To resolve the problem, Claymills was built with two Italianate style houses each containing two beam engines, which pumped the waste to a sewage treatment farm.
It operated successfully until 1969 when a replacement facility was built. The Claymills Trust began restoration of the site in 1993. Items restored include two of the beam engines, the boiler house, workshops and offices. English Heritage now considers Claymills to be: “The most complete remaining example of its kind in the UK”.
The entire Claymills site is now Grade II listed, protecting its historic Victorian engineering.
IMechE Heritage Awards are granted to artefacts, sites, landmarks or groups that are either one of a kind and/or of significant engineering importance. IMechE President, John Wood, who will be presenting the award to the Trust said: “Claymills is a great example of an impressive engineering solution to a public health issue. The design and robustness of the engines and facilities at Claymills demonstrates the many talents of our engineering predecessors.

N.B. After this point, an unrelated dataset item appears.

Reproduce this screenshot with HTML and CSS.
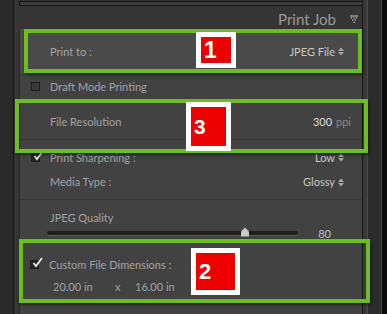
FILE: index.html
```html
<!DOCTYPE html>
<html lang="en">
<head>
    <meta charset="UTF-8">
    <meta name="viewport" content="width=device-width, initial-scale=1.0">
    <title>Print Job</title>
    <link rel="stylesheet" href="styles.css">
</head>
<body>
<div class="app">
    <div class="gutter"></div>

    <div class="panel">
        <div class="prev-box"></div>
        <div class="panel-head">
            <span class="panel-title">Print Job</span>
            <svg class="collapse" width="8" height="9" viewBox="0 0 8 9">
                <rect x="0" y="0.5" width="8" height="1" fill="#c4c4c4"/>
                <circle cx="1.5" cy="3" r="0.7" fill="#c4c4c4"/>
                <circle cx="4" cy="3" r="0.7" fill="#c4c4c4"/>
                <circle cx="6.5" cy="3" r="0.7" fill="#c4c4c4"/>
                <circle cx="2.7" cy="5" r="0.7" fill="#c4c4c4"/>
                <circle cx="5.3" cy="5" r="0.7" fill="#c4c4c4"/>
                <circle cx="4" cy="7.2" r="0.8" fill="#c4c4c4"/>
            </svg>
        </div>

        <div class="section">
            <div class="row print-to">
                <span class="label">Print to :</span>
                <span class="value">JPEG File
                    <svg class="updown" width="6" height="9" viewBox="0 0 6 9"><path d="M0 4 L3 0.5 L6 4 Z M0 5 L3 8.5 L6 5 Z" fill="#a8a8a8"/></svg>
                </span>
            </div>

            <div class="row draft">
                <span class="check"></span>
                <span class="label">Draft Mode Printing</span>
            </div>

            <div class="row resolution">
                <span class="label">File Resolution</span>
                <span class="value"><span class="num">300</span><span class="unit">ppi</span></span>
            </div>

            <div class="row sharpen">
                <span class="check checked">
                    <svg class="tick" width="11" height="11" viewBox="0 0 11 11"><path d="M1.5 6 L4 9 L10 1" fill="none" stroke="#e6e6e6" stroke-width="1.8"/></svg>
                </span>
                <span class="label">Print Sharpening :</span>
                <span class="value">Low
                    <svg class="updown" width="6" height="9" viewBox="0 0 6 9"><path d="M0 4 L3 0.5 L6 4 Z M0 5 L3 8.5 L6 5 Z" fill="#a8a8a8"/></svg>
                </span>
            </div>

            <div class="row media">
                <span class="label">Media Type :</span>
                <span class="value">Glossy
                    <svg class="updown" width="6" height="9" viewBox="0 0 6 9"><path d="M0 4 L3 0.5 L6 4 Z M0 5 L3 8.5 L6 5 Z" fill="#a8a8a8"/></svg>
                </span>
            </div>

            <div class="row quality-label">
                <span class="label">JPEG Quality</span>
            </div>
            <div class="row slider-row">
                <div class="track">
                    <svg class="thumb" width="10" height="10" viewBox="0 0 10 10"><path d="M5 0.5 L9 4.5 L9 9.5 L1 9.5 L1 4.5 Z" fill="#c9c9c9"/></svg>
                </div>
                <span class="value quality">80</span>
            </div>

            <div class="row custom">
                <span class="check checked">
                    <svg class="tick" width="11" height="11" viewBox="0 0 11 11"><path d="M1.5 6 L4 9 L10 1" fill="none" stroke="#eeeeee" stroke-width="1.8"/></svg>
                </span>
                <span class="label">Custom File Dimensions :</span>
            </div>
            <div class="row dims">
                <span class="dim">20.00 in</span>
                <span class="dim-x">x</span>
                <span class="dim">16.00 in</span>
            </div>

            <div class="row next-row"></div>
        </div>
    </div>

    <div class="rail"></div>

    <!-- annotation boxes -->
    <div class="callout callout-1"></div>
    <div class="callout callout-3"></div>
    <div class="callout callout-2"></div>
    <div class="badge badge-1">1</div>
    <div class="badge badge-3">3</div>
    <div class="badge badge-2">2</div>
</div>
</body>
</html>
```

FILE: styles.css
```css
html, body {
    margin: 0;
    height: 314px;
    overflow: hidden;
    background: #1f1f1f;
    font-family: Lato, "Open Sans", sans-serif;
    font-size: 11px;
}
.app {
    position: relative;
    display: flex;
    width: 387px;
    height: 314px;
    overflow: hidden;
}
.gutter {
    width: 13px;
    background: #2a2a2a;
    border-right: 1px solid #161616;
}
.panel {
    width: 348px;
    background: #353535;
    border-right: 1px solid #161616;
}
.rail {
    flex: 1;
    box-sizing: border-box;
    background: #2c2c2c;
    border-left: 4px solid #393939;
    border-right: 5px solid #0b0b0b;
    box-shadow: inset 1px 0 #4b4b4b, inset -1px 0 #444;
}

/* leftover of the section above */
.prev-box {
    height: 3px;
    margin: 1px 0 0 5px;
    border: 1px solid #181818;
    border-right: none;
    background: #3b3b3b;
}
.panel-head {
    display: flex;
    justify-content: flex-end;
    align-items: center;
    height: 23px;
    padding: 4px 4px 0 0;
    box-sizing: border-box;
}
.panel-title {
    font-size: 15px;
    line-height: 19px;
    color: #9a9a9a;
    margin-right: 14px;
}

.section {
    margin-left: 5px;
    border-left: 1px solid #2b2b2b;
    background: #424242;
}
.row {
    display: flex;
    align-items: center;
    box-sizing: border-box;
    padding: 0 18px 0 30px;
    color: #a3a3a3;
}
.value {
    margin-left: auto;
    display: flex;
    align-items: center;
    gap: 3px;
    color: #c9c9c9;
}
.updown {
    margin-top: 1px;
}

.print-to {
    height: 44px;
    background: #4a4a4a;
}
.draft {
    height: 26px;
    padding-left: 11px;
}
.check {
    position: relative;
    width: 7px;
    height: 7px;
    margin-right: 10px;
    border: 1px solid #1c1c1c;
    background: #3a3a3a;
}
.check.checked {
    background: #262626;
}
.tick {
    position: absolute;
    left: 1px;
    top: -4px;
}
.resolution {
    height: 41px;
    padding-top: 5px;
    padding-right: 11px;
    border-bottom: 1px solid #383838;
}
.num {
    color: #dcdcdc;
    margin-right: 1px;
}
.unit {
    color: #8a8a8a;
}
.sharpen {
    height: 30px;
    padding-top: 4px;
    padding-left: 11px;
}
.media {
    height: 30px;
    padding-bottom: 6px;
    border-bottom: 1px solid #383838;
}
.quality-label {
    height: 26px;
    padding-top: 8px;
}
.slider-row {
    height: 14px;
    padding: 0 31px 0 27px;
}
.track {
    position: relative;
    width: 251px;
    height: 4px;
    border-radius: 2px;
    background: #1e1e1e;
    box-shadow: 0 1px 0 #5c5c5c;
}
.thumb {
    position: absolute;
    left: 193px;
    top: -4px;
}
.quality {
    color: #c0c0c0;
}
.custom {
    height: 24px;
    margin-top: 12px;
    padding-left: 10px;
}
.dims {
    height: 20px;
    margin-bottom: 7px;
    padding-left: 33px;
}
.dim {
    width: 62px;
}
.dim-x {
    width: 20px;
}
.next-row {
    height: 30px;
}

/* annotations drawn over the screenshot */
.callout {
    position: absolute;
    box-sizing: border-box;
    border: 4px solid #6cc01e;
    box-shadow: 1px 2px 3px rgba(0, 0, 0, 0.45);
}
.callout-1 { left: 24px; top: 29px; width: 338px; height: 44px; }
.callout-3 { left: 15px; top: 99px; width: 353px; height: 54px; }
.callout-2 { left: 19px; top: 239px; width: 351px; height: 64px; }

.badge {
    position: absolute;
    display: flex;
    align-items: center;
    box-sizing: border-box;
    padding-left: 3px;
    border: 5px solid #fff;
    background: #ec0000;
    color: #fff;
    font-family: "Liberation Sans", Arial, sans-serif;
    font-weight: bold;
}
.badge-1 { left: 196px; top: 32px; width: 40px; height: 36px; font-size: 23px; }
.badge-3 { left: 186px; top: 102px; width: 45px; height: 49px; font-size: 21px; }
.badge-2 { left: 191px; top: 248px; width: 49px; height: 47px; font-size: 22px; }
```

However, the Award also acknowledges the entire volunteer force of the Claymills Trust in restoring this amazing facility back to working order. It is a true commitment to preserving our past for future generations.”
Andrew Parsons, a Director at the Claymills Trust, said he hoped the award would raise awareness of the importance of Claymills as a Victorian engineering marvel and how it helped make Burton’s brewing industry the biggest in the world during the 19th century.
Dr Chris Allen, Chairman of the Claymills Pumping Engines Trust, said: “We are very proud to receive this prestigious award from the Institution of Mechanical Engineers in recognition of the national importance and completeness of the heritage steam site and, equally importantly, of the efforts of the volunteers who, over the last 17 years, have worked tirelessly to turn near derelict buildings and machinery into a thriving visitor attraction.”